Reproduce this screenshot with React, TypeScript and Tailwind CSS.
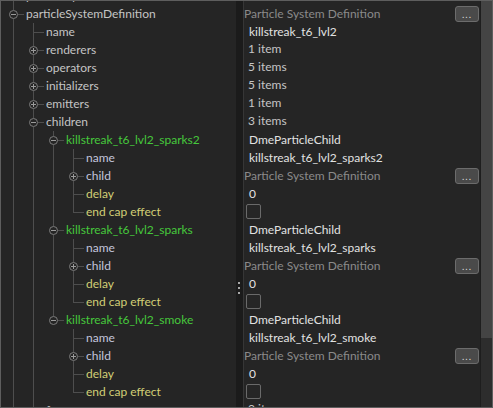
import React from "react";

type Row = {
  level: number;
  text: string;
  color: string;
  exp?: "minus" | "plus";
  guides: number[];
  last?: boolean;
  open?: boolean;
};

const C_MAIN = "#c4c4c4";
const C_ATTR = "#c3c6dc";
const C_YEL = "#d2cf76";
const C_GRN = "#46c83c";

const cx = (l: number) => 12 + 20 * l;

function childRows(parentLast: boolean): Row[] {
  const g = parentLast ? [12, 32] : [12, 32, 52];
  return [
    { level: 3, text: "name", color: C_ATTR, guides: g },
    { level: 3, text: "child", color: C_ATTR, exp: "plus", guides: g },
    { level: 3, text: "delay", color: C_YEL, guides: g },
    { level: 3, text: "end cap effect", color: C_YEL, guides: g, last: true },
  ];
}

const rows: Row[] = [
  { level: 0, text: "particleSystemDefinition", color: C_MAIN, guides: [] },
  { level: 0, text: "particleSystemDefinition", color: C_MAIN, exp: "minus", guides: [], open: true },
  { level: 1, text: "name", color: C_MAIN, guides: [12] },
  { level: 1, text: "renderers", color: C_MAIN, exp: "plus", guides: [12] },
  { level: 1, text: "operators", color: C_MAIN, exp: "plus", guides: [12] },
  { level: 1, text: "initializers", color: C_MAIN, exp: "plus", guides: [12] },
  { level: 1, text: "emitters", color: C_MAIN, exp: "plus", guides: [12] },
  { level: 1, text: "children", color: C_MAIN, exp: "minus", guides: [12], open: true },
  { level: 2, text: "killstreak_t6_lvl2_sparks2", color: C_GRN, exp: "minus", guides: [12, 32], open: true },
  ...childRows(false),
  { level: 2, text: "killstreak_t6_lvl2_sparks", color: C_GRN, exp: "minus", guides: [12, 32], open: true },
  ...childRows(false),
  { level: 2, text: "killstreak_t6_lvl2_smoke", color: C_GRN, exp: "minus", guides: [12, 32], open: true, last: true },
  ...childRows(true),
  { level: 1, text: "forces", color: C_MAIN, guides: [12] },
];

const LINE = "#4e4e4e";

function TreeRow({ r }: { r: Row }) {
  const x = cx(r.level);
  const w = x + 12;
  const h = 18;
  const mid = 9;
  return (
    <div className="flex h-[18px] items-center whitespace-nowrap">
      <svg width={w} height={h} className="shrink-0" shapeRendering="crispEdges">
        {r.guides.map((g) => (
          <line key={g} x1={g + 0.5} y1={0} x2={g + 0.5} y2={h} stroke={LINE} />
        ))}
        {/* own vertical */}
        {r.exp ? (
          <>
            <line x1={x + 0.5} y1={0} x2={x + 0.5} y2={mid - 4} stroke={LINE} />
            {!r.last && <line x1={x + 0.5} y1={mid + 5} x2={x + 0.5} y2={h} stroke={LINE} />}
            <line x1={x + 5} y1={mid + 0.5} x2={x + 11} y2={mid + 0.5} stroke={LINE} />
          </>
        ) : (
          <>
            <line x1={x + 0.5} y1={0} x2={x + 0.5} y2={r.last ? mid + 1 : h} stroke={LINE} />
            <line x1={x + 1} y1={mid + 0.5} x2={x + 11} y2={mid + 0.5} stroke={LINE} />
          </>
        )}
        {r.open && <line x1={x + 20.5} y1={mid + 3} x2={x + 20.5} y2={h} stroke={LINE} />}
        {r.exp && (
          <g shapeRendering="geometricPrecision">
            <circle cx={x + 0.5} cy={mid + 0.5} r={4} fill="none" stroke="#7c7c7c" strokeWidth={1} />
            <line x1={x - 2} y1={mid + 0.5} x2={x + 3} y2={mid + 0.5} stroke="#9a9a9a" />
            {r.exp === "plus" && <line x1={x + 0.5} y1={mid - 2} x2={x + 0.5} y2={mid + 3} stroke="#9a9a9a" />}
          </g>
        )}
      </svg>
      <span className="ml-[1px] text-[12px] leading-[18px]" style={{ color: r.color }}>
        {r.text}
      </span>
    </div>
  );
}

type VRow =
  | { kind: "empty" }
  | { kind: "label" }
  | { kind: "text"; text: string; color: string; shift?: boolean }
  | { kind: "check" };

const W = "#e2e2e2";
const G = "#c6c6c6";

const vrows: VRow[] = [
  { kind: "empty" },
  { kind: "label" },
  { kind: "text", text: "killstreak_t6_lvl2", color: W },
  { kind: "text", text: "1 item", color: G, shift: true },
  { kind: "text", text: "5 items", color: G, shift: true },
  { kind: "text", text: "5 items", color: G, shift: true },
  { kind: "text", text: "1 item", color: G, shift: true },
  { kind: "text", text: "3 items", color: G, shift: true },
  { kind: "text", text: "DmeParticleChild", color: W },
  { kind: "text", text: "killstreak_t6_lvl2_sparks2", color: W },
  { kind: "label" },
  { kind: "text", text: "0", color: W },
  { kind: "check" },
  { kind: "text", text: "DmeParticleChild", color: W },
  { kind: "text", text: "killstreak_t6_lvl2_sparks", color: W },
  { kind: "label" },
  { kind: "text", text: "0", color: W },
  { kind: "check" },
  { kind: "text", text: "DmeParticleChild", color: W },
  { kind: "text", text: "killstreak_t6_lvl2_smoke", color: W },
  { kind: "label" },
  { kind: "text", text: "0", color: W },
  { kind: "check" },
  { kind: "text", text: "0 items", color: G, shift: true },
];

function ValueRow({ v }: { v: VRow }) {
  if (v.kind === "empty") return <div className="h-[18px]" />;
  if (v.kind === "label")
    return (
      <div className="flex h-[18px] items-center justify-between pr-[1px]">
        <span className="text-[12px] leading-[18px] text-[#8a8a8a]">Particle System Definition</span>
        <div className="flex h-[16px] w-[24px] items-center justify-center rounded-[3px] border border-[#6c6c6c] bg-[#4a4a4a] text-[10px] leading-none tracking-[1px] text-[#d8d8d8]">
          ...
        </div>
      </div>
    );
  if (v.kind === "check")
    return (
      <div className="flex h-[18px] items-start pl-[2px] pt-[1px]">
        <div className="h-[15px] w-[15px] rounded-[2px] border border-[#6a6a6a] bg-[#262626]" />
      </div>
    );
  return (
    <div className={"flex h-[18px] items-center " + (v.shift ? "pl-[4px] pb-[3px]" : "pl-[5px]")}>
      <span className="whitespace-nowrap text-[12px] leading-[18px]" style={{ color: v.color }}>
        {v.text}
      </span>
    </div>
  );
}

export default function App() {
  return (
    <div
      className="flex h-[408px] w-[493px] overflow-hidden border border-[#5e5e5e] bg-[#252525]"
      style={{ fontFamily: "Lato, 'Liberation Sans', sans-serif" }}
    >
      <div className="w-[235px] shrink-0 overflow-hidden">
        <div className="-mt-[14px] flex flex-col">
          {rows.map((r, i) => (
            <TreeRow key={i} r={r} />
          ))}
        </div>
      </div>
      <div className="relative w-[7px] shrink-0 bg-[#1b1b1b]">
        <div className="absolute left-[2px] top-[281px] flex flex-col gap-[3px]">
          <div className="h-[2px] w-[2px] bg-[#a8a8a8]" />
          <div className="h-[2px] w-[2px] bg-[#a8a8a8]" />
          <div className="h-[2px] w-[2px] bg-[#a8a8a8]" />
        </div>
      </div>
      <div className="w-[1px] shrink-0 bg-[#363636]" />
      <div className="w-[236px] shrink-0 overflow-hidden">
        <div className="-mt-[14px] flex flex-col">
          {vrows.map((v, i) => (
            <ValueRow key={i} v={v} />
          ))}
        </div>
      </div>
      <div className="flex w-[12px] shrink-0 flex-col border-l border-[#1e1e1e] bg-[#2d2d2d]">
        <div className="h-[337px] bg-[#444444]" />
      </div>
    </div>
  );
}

• _Task requirements_:
Look at the listing and set down only the lines from its start through the line with "const cx = (l: number) => 12 + 20 * l;", word for word and without pictures.

• _Final answer_:
Reproduce this screenshot with React, TypeScript and Tailwind CSS.
import React from "react";

type Row = {
  level: number;
  text: string;
  color: string;
  exp?: "minus" | "plus";
  guides: number[];
  last?: boolean;
  open?: boolean;
};

const C_MAIN = "#c4c4c4";
const C_ATTR = "#c3c6dc";
const C_YEL = "#d2cf76";
const C_GRN = "#46c83c";

const cx = (l: number) => 12 + 20 * l;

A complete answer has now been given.